* [Task]:
Whenever a line below holds the word "screenshot", copy that line.

>> START Recorded information

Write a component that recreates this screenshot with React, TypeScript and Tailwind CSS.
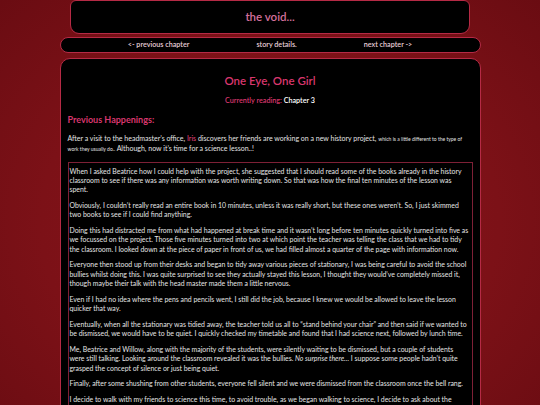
import React from "react";

const paras: React.ReactNode[][] = [
  [
    "When I asked Beatrice how I could help with the project, she suggested that I should read some of the books already in the history",
    "classroom to see if there was any information was worth writing down. So that was how the final ten minutes of the lesson was",
    "spent.",
  ],
  [
    "Obviously, I couldn’t really read an entire book in 10 minutes, unless it was really short, but these ones weren’t. So, I just skimmed",
    "two books to see if I could find anything.",
  ],
  [
    "Doing this had distracted me from what had happened at break time and it wasn’t long before ten minutes quickly turned into five as",
    "we focussed on the project. Those five minutes turned into two at which point the teacher was telling the class that we had to tidy",
    "the classroom. I looked down at the piece of paper in front of us, we had filled almost a quarter of the page with information now.",
  ],
  [
    "Everyone then stood up from their desks and began to tidy away various pieces of stationary, I was being careful to avoid the school",
    "bullies whilst doing this. I was quite surprised to see they actually stayed this lesson, I thought they would’ve completely missed it,",
    "though maybe their talk with the head master made them a little nervous.",
  ],
  [
    "Even if I had no idea where the pens and pencils went, I still did the job, because I knew we would be allowed to leave the lesson",
    "quicker that way.",
  ],
  [
    "Eventually, when all the stationary was tidied away, the teacher told us all to “stand behind your chair” and then said if we wanted to",
    "be dismissed, we would have to be quiet. I quickly checked my timetable and found that I had science next, followed by lunch time.",
  ],
  [
    "Me, Beatrice and Willow, along with the majority of the students, were silently waiting to be dismissed, but a couple of students",
    <>
      were still talking. Looking around the classroom revealed it was the bullies. <i>No surprise there…</i> I suppose some people hadn’t quite
    </>,
    "grasped the concept of silence or just being quiet.",
  ],
  [
    "Finally, after some shushing from other students, everyone fell silent and we were dismissed from the classroom once the bell rang.",
  ],
  [
    "I decide to walk with my friends to science this time, to avoid trouble, as we began walking to science, I decide to ask about the",
    "project they were working on, since I had been wondering about it for a while now.",
  ],
];

export default function App() {
  return (
    <div
      className="min-h-[405px] w-full bg-[radial-gradient(ellipse_at_center,#8c161c_0%,#7c1117_60%,#6a0c12_100%)] text-[#e4e4e4]"
      style={{ fontFamily: "Lato, 'Open Sans', sans-serif" }}
    >
      <div className="mx-auto flex w-[421px] flex-col items-center">
        <div className="flex h-[34px] w-[400px] items-center justify-center rounded-b-[9px] rounded-t-[6px] border border-[#b52a45] bg-black">
          <span className="text-[11.5px] font-semibold text-[#d4709c]">the void...</span>
        </div>
        <div className="mt-[3px] flex h-[16px] w-[421px] items-center justify-center gap-[67px] rounded-full border border-[#b52a45] bg-black text-[7.2px] font-semibold text-[#e6cdd6]">
          <span>&lt;- previous chapter</span>
          <span>story details.</span>
          <span>next chapter -&gt;</span>
        </div>
        <div className="mt-[5px] w-[421px] rounded-t-[10px] border border-[#b52a45] bg-black px-[7px] pb-[20px] pt-[15px]">
          <h1 className="text-center text-[11.5px] font-semibold leading-[14px] text-[#d9376e]">One Eye, One Girl</h1>
          <p className="mt-[8px] text-center text-[7.2px] font-semibold leading-[10px]">
            <span className="text-[#d9376e]">Currently reading:</span>{" "}
            <span className="text-white">Chapter 3</span>
          </p>
          <h2 className="mt-[8px] text-[9px] font-bold leading-[12px] text-[#d9376e]">Previous Happenings:</h2>
          <p className="mt-[8px] text-[7px] leading-[9.3px]">
            After a visit to the headmaster’s office, <span className="text-[#e0437c]">Iris</span> discovers her friends are working on a new history project,{" "}
            <span className="text-[5px] leading-[9.3px]">which is a little different to the type of work they usually do..</span> Although, now it’s time for a science lesson..!
          </p>
          <div className="mt-[7px] border border-[#7e2036] px-[1px] pt-[4px] pb-[4px] text-[6.9px] leading-[9.3px]">
            {paras.map((lines, i) => (
              <p key={i} className="mb-[6.5px] whitespace-nowrap">
                {lines.map((l, j) => (
                  <React.Fragment key={j}>
                    {j > 0 && <br />}
                    {l}
                  </React.Fragment>
                ))}
              </p>
            ))}
          </div>
        </div>
      </div>
    </div>
  );
}
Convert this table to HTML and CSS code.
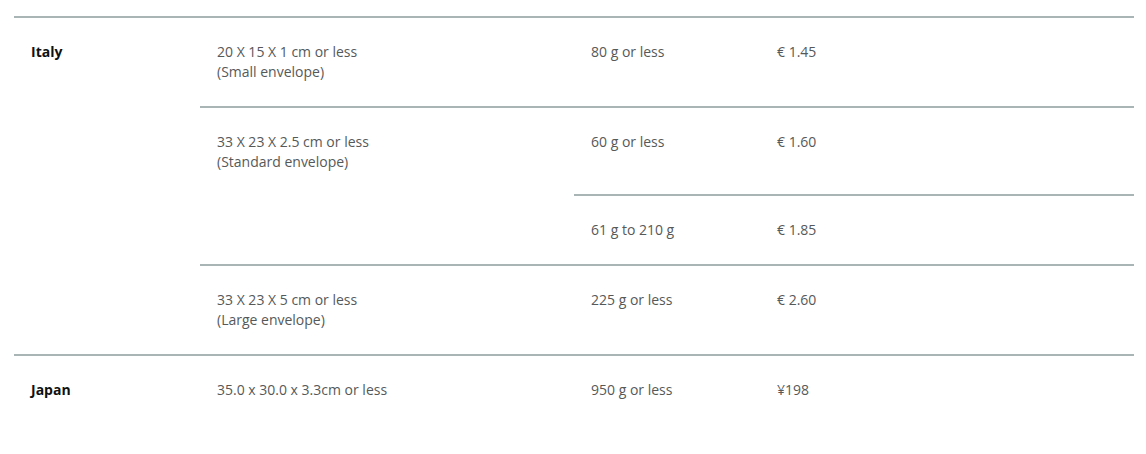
FILE: index.html
```html
<!DOCTYPE html>
<html lang="en">
<head>
<meta charset="utf-8">
<title>Rates</title>
<link rel="stylesheet" href="styles.css">
</head>
<body>
<div class="rates">
  <div class="country">
    <div class="cell name">Italy</div>
    <div class="sizes">
      <div class="size">
        <div class="cell desc">20 X 15 X 1 cm or less<br>(Small envelope)</div>
        <div class="weights">
          <div class="weight"><div class="cell w">80 g or less</div><div class="cell price">€ 1.45</div></div>
        </div>
      </div>
      <div class="size">
        <div class="cell desc">33 X 23 X 2.5 cm or less<br>(Standard envelope)</div>
        <div class="weights">
          <div class="weight tall"><div class="cell w">60 g or less</div><div class="cell price">€ 1.60</div></div>
          <div class="weight"><div class="cell w">61 g to 210 g</div><div class="cell price">€ 1.85</div></div>
        </div>
      </div>
      <div class="size">
        <div class="cell desc">33 X 23 X 5 cm or less<br>(Large envelope)</div>
        <div class="weights">
          <div class="weight"><div class="cell w">225 g or less</div><div class="cell price">€ 2.60</div></div>
        </div>
      </div>
    </div>
  </div>
  <div class="country">
    <div class="cell name">Japan</div>
    <div class="sizes">
      <div class="size">
        <div class="cell desc">35.0 x 30.0 x 3.3cm or less</div>
        <div class="weights">
          <div class="weight"><div class="cell w">950 g or less</div><div class="cell price">¥198</div></div>
        </div>
      </div>
    </div>
  </div>
</div>
</body>
</html>
```
FILE: styles.css
```css
html, body {
  margin: 0;
  padding: 0;
  background: #ffffff;
}
body {
  font-family: "Open Sans", "Noto Sans", sans-serif;
  font-size: 14px;
  line-height: 20px;
  color: #565959;
}
.rates {
  width: 1120px;
  margin: 16px 0 0 14px;
}
.country {
  display: flex;
  border-top: 2px solid #a9b5b5;
}
.cell {
  padding: 24px 17px;
  box-sizing: border-box;
}
.name {
  width: 186px;
  flex: none;
  font-weight: 700;
  color: #0f1111;
}
.sizes {
  flex: 1;
}
.size {
  display: flex;
}
.size + .size {
  border-top: 2px solid #a9b5b5;
}
.desc {
  width: 374px;
  flex: none;
}
.weights {
  flex: 1;
}
.weight {
  display: flex;
}
.weight.tall {
  min-height: 86px;
}
.weight + .weight {
  border-top: 2px solid #a9b5b5;
}
.w {
  width: 186px;
  flex: none;
}
.price {
  flex: 1;
}
```
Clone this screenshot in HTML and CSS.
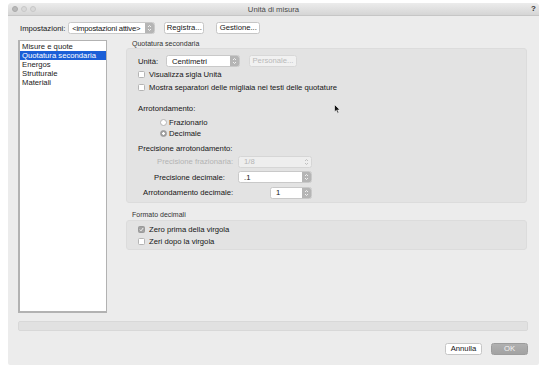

>> END Recorded information

* [Solved problem]:
Write a component that recreates this screenshot with React, TypeScript and Tailwind CSS.
Clone this screenshot in HTML and CSS.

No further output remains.